Cierta crispación social se agudiza cuando las formas son demasiado burdas, y el despliegue del corrupto es desenfrenado. Pero esa no parece ser la mayor preocupación de una comunidad que entiende finalmente que todos son demasiado parecidos y que solo se puede esperar algo de pudor y de discreción a la hora de quedarse con el patrimonio de los ciudadanos.
Lo tangible es que las propuestas para erradicar la corrupción no aparecen en la grilla de iniciativas que los candidatos están dispuestos a sugerir a la comunidad para que los acompañen en las urnas. El nudo central del tema no está en la agenda, pero no por una omisión involuntaria, sino por una decisión premeditada del candidato, de su partido y de su entorno.
Si bien proponer transparencia en la administración de los recursos estatales, una lucha despiadada contra la corrupción, el encarcelamiento de funcionarios que se han apropiado de lo ajeno y malversado los presupuestos públicos, podría ser electoralmente interesante, ningún candidato está dispuesto a romper ese «código», casi mafioso, que subsiste en las entrañas de la corporación política.
Por un lado los que están en el juego, los que gobiernan un municipio, una provincia o desde el mismísimo ámbito nacional no cometerán semejante error, y evitarán entonces meterse en problemas innecesariamente.
Saben que tienen mucho por ocultar y que sus gestiones no han sido para nada honestas. Mal podrían tirar la primera piedra. Sería muy riesgoso para ellos iniciar esa secuencia. Es que sobrepasar esa línea podría derivar en que sus adversarios coyunturales hicieran lo propio y le pusieran sobre la mesa la lista de cuestiones a explicar de sus propias administraciones.
Del otro lado, los que aun no son integrantes de gobierno alguno, tienen, probablemente, alguna cuenta pendiente del pasado, de ese momento en el que sí fueron protagonistas de esa conducción, y es posible que allí también exista alguna historia sin una sólida explicación.
Inclusive los que nunca siquiera participaron del sistema, prefieren dejar de lado este urticante punto. Saben que en el futuro pueden estar sentados allí y no desaprovecharían idéntica oportunidad de manotear lo de todos y quedarse con algo para su provecho personal y partidario.

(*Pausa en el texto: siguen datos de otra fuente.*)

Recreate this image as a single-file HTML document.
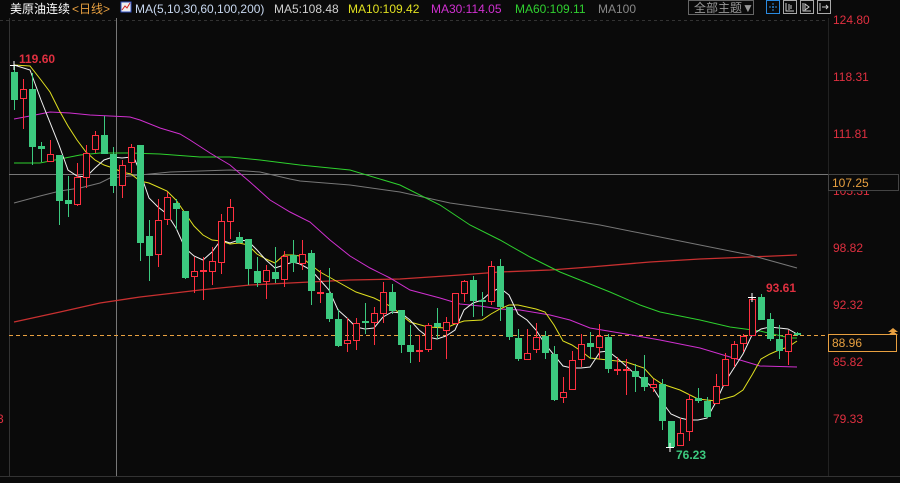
<!DOCTYPE html>
<html><head><meta charset="utf-8"><style>
html,body{margin:0;padding:0;background:#0a0a0a;width:900px;height:483px;overflow:hidden}
svg{display:block}
text{font-family:"Liberation Sans","Noto Sans CJK SC",sans-serif}
</style></head><body>
<svg width="900" height="483" viewBox="0 0 900 483" xmlns="http://www.w3.org/2000/svg">
<rect width="900" height="483" fill="#0a0a0a"/>
<!-- frame -->
<line x1="9.5" y1="18" x2="9.5" y2="476" stroke="#333" />
<line x1="0" y1="476.5" x2="900" y2="476.5" stroke="#333"/>
<line x1="828.5" y1="18" x2="828.5" y2="476" stroke="#222"/>
<line x1="0" y1="20.5" x2="828" y2="20.5" stroke="#333" stroke-dasharray="3 3"/>
<!-- crosshair -->
<line x1="116.5" y1="18" x2="116.5" y2="476" stroke="#777"/>
<line x1="9" y1="174.5" x2="828" y2="174.5" stroke="#777"/>
<!-- orange dashed -->
<line x1="9" y1="335.5" x2="890" y2="335.5" stroke="#e8a040" stroke-dasharray="4 3"/>
<!-- MAs -->
<g fill="none" stroke-width="1">
<polyline stroke="#c83030" stroke-width="1.3" points="14,322 60,312 100,303 140,297 200,290 250,285 290,283 350,280 400,279 460,275 500,272 550,270 590,267 650,262 700,259 750,257 797,255"/>
<polyline stroke="#777" points="14,203 40,196 60,191 80,188 100,183 110,178 130,176 140,175 170,172 200,171 230,170 260,172 290,179 300,181 350,185 400,192 450,203 500,210 550,217 600,225 650,235 700,245 750,255 797,268"/>
<polyline stroke="#2ed02e" points="14,163 40,163 60,159 80,155 100,153 130,153 160,154 200,157 230,157 260,160 300,165 350,170 400,185 440,205 470,225 500,240 530,257 560,272 580,280 610,292 640,305 660,312 700,320 730,327 760,331 790,338 797,338"/>
<polyline stroke="#d030d0" points="14,119 30,116 50,112 70,113 90,115 110,116 130,117 140,120 160,128 180,134 190,140 210,153 230,165 250,182 270,200 290,212 310,222 330,240 350,256 370,268 390,278 410,290 440,298 460,304 480,306 500,309 520,310 550,315 570,320 590,328 620,333 660,340 700,348 720,354 740,360 760,366 797,367"/>
<polyline stroke="#e0e020" points="14,65 30,66 41,80 50,92 59,110 68,126 77,140 86,152 95,160 104,165 113,168 122,172 131,174 140,181 149,183 158,187 167,191 176,200 185,213 194,226 203,235 212,240 221,241 230,244 239,243 248,245 257,254 266,259 275,263 284,255 293,255 300,256 311,265 320,272 338,282 356,292 374,298 392,307 410,322 428,327 446,328 455,324 464,321 482,320 491,314 500,309 509,305 518,305 536,309 545,312 554,325 563,341 572,345 581,351 590,358 608,360 626,362 644,368 653,378 662,384 680,390 698,399 716,401 734,396 743,390 752,375 761,359 770,354 779,350 788,347 797,341"/>
<polyline stroke="#f0f0f0" points="14,65 30,70 41,100 59,145 68,170 77,176 86,177 95,168 104,160 113,157 122,158 131,157 135,160 140,172 149,198 158,207 167,214 176,228 185,248 194,256 203,260 212,252 221,240 230,243 239,240 248,241 257,250 266,260 275,268 284,265 293,262 300,264 311,270 320,280 329,290 338,310 347,318 356,327 365,329 374,328 383,317 392,312 401,313 410,320 419,330 428,337 437,339 446,336 455,330 464,310 473,303 482,300 491,292 500,288 509,295 518,314 527,320 536,330 545,344 554,355 563,366 572,368 581,368 590,367 600,352 608,351 617,358 626,366 635,374 644,380 653,388 662,402 671,414 680,418 689,420 698,420 707,418 716,402 725,382 734,368 743,354 752,335 761,329 770,327 779,328 788,329 797,334"/>
</g>
<!-- green candles -->
<path stroke="#3cc97f" fill="none" d="M14.5 65V110M32.5 73V165M41.5 142V162M59.5 155V225M68.5 176V217M104.5 116V154M113.5 147V193M140.5 145V261M149.5 220V281M176.5 199V230M185.5 211V279M239.5 232V243M248.5 239V285M257.5 257V287M275.5 247V283M293.5 240V272M311.5 250V305M329.5 268V322M338.5 309V347M365.5 303V334M392.5 284V314M401.5 310V353M410.5 325V363M437.5 308V339M473.5 276V317M482.5 292V316M500.5 259V321M509.5 307V340M518.5 329V361M545.5 331V359M554.5 346V401M590.5 332V359M608.5 334V373M635.5 364V392M644.5 355V391M662.5 379V430M671.5 421V448M698.5 388V403M707.5 397V418M761.5 294V320M770.5 313V341M779.5 325V359M797.5 332V336"/>
<path fill="#3cc97f" d="M11 72h7V100h-7zM29 89h7V147h-7zM38 146h7V149h-7zM56 155h7V201h-7zM65 200h7V204h-7zM101 135h7V154h-7zM110 154h7V186h-7zM137 145h7V243h-7zM146 236h7V256h-7zM173 203h7V209h-7zM182 211h7V278h-7zM236 237h7V243h-7zM245 239h7V269h-7zM254 271h7V283h-7zM272 272h7V279h-7zM290 255h7V263h-7zM308 253h7V291h-7zM326 293h7V319h-7zM335 319h7V346h-7zM362 321h7V323h-7zM389 292h7V311h-7zM398 310h7V345h-7zM407 345h7V352h-7zM434 323h7V327h-7zM470 280h7V301h-7zM479 300h7V302h-7zM497 266h7V307h-7zM506 307h7V337h-7zM515 338h7V359h-7zM542 336h7V353h-7zM551 354h7V400h-7zM587 343h7V347h-7zM605 337h7V369h-7zM632 371h7V377h-7zM641 377h7V387h-7zM659 384h7V421h-7zM668 421h7V447h-7zM695 398h7V401h-7zM704 401h7V417h-7zM758 297h7V320h-7zM767 319h7V339h-7zM776 339h7V351h-7zM794 333h7V335h-7z"/>
<!-- red candles -->
<path stroke="#ff3040" fill="none" d="M23.5 79V129M50.5 140V161M77.5 163V206M86.5 145V188M95.5 131V153M122.5 160V198M131.5 144V173M158.5 199V267M167.5 192V225M194.5 257V293M203.5 257V300M212.5 247V285M221.5 214V274M230.5 199V239M266.5 265V299M284.5 251V287M302.5 240V270M320.5 270V303M347.5 318V352M356.5 318V350M374.5 307V345M383.5 282V323M419.5 335V362M428.5 323V352M446.5 317V359M455.5 293V323M464.5 280V302M491.5 261V305M527.5 329V359M536.5 323V353M563.5 377V403M572.5 351V389M581.5 334V367M599.5 324V359M617.5 357V375M626.5 359V395M653.5 379V392M680.5 418V445M689.5 394V441M716.5 374V403M725.5 353V385M734.5 341V367M743.5 334V352M752.5 297V335M788.5 330V365"/>
<path stroke="#ff3040" fill="#0a0a0a" d="M20.5 89.5h6V98.5h-6zM47.5 154.5h6V161.5h-6zM74.5 177.5h6V204.5h-6zM83.5 153.5h6V177.5h-6zM92.5 135.5h6V149.5h-6zM119.5 165.5h6V185.5h-6zM128.5 147.5h6V162.5h-6zM155.5 220.5h6V254.5h-6zM164.5 197.5h6V219.5h-6zM191.5 271.5h6V276.5h-6zM200.5 270.5h6V271.5h-6zM209.5 261.5h6V271.5h-6zM218.5 221.5h6V262.5h-6zM227.5 207.5h6V221.5h-6zM263.5 270.5h6V281.5h-6zM281.5 256.5h6V279.5h-6zM299.5 254.5h6V263.5h-6zM317.5 292.5h6V293.5h-6zM344.5 340.5h6V343.5h-6zM353.5 323.5h6V340.5h-6zM371.5 313.5h6V322.5h-6zM380.5 292.5h6V313.5h-6zM416.5 350.5h6V351.5h-6zM425.5 325.5h6V349.5h-6zM443.5 322.5h6V330.5h-6zM452.5 293.5h6V323.5h-6zM461.5 281.5h6V293.5h-6zM488.5 266.5h6V301.5h-6zM524.5 353.5h6V359.5h-6zM533.5 337.5h6V349.5h-6zM560.5 392.5h6V397.5h-6zM569.5 360.5h6V389.5h-6zM578.5 344.5h6V359.5h-6zM596.5 336.5h6V347.5h-6zM614.5 369.5h6V370.5h-6zM623.5 369.5h6V370.5h-6zM650.5 384.5h6V387.5h-6zM677.5 433.5h6V445.5h-6zM686.5 399.5h6V431.5h-6zM713.5 386.5h6V403.5h-6zM722.5 359.5h6V385.5h-6zM731.5 344.5h6V358.5h-6zM740.5 336.5h6V343.5h-6zM749.5 299.5h6V335.5h-6zM785.5 334.5h6V351.5h-6z"/>
<!-- marks -->
<path stroke="#fff" d="M10 65.5h8M14 61v9M748 297.5h8M752 293v9M666 447.5h8M670 443v9"/>
<g font-size="12" font-weight="bold">
<text x="19" y="63" fill="#e03040">119.60</text>
<text x="766" y="292" fill="#e03040">93.61</text>
<text x="676" y="459" fill="#3cc97f">76.23</text>
</g>
<!-- axis -->
<g font-size="12" fill="#e03040">
<text x="833" y="24">124.80</text>
<text x="833" y="81">118.31</text>
<text x="833" y="138">111.81</text>
<text x="833" y="195">105.31</text>
<text x="833" y="252">98.82</text>
<text x="833" y="309">92.32</text>
<text x="833" y="366">85.82</text>
<text x="833" y="423">79.33</text>
<text x="-3" y="423">3</text>
</g>
<rect x="828.5" y="174.5" width="70" height="16" fill="#0a0a0a" stroke="#444"/>
<text x="832" y="187" font-size="12" fill="#e8a040">107.25</text>
<rect x="828.5" y="334.5" width="68" height="17" fill="#0a0a0a" stroke="#e8a040"/>
<text x="832" y="347" font-size="12" fill="#e8a040">88.96</text>
<path d="M888 332l5-4 5 4zM888 335l5-4 5 4z" fill="#e8a040"/>
<!-- header -->
<g font-size="12">
<text x="10" y="13" fill="#fff">美原油连续</text>
<text x="72" y="13" fill="#e8a040">&lt;日线&gt;</text>
<rect x="121" y="2" width="10" height="10" fill="#eee" stroke="#3050c0"/>
<path d="M122 10l3-4 2 2 3-5" stroke="#d02020" fill="none"/>
<text x="135" y="13" fill="#c8d8f0">MA(5,10,30,60,100,200)</text>
<text x="274" y="13" fill="#d0d0d0">MA5:108.48</text>
<text x="348" y="13" fill="#e0e020">MA10:109.42</text>
<text x="431" y="13" fill="#d030d0">MA30:114.05</text>
<text x="515" y="13" fill="#30d030">MA60:109.11</text>
<text x="598" y="13" fill="#888">MA100</text>
</g>
<rect x="688.5" y="0.5" width="65" height="14" fill="none" stroke="#666"/>
<text x="694" y="12" font-size="12" fill="#999">全部主题▼</text>
<g fill="none">
<rect x="766.5" y="0.5" width="13" height="13" stroke="#2a8ae0"/>
<path d="M773 3v8M769 7h8" stroke="#2a8ae0" stroke-dasharray="2 1"/>
<rect x="783.5" y="0.5" width="13" height="13" stroke="#aaa"/>
<path d="M786 3v8h8M789 4v6M791 5v4" stroke="#ccc"/>
<rect x="800.5" y="0.5" width="13" height="13" stroke="#aaa"/>
<path d="M803 3v8h8M805 4l4 3-4 3z" stroke="#ccc"/>
<rect x="817.5" y="0.5" width="13" height="13" stroke="#aaa"/>
<path d="M820 3v8M822 7h6M826 5l2 2-2 2" stroke="#ccc"/>
</g>
</svg>
</body></html>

La «caja» del Estado, en cualquiera de sus formas, sigue siendo un botín para la política. El que llega lo usará a discreción. Unos serán más burdos, otros más sutiles, pero todos de algún modo harán abuso de esa herramienta. Para ello necesitan que todo esté oculto y que sea lo suficientemente turbio para que nada se note demasiado.
En plena tarea proselitista, en ese momento clave en el que se está convocando a los votantes para apoyar propuestas, una de ellas nunca aparece. De juzgar a los corruptos y de terminar con esta etapa funesta en el que los dirigentes políticos y funcionarios saquean despiadadamente a la sociedad de una manera grosera, siempre se prefiere no hablar.
No ha sido un descuido menor, ni una distracción anecdótica, ni tampoco una omisión impensada. Cuando de corrupción se trata, los candidatos y los partidos políticos hacen de la lucha contra este flagelo una propuesta deliberadamente omitida.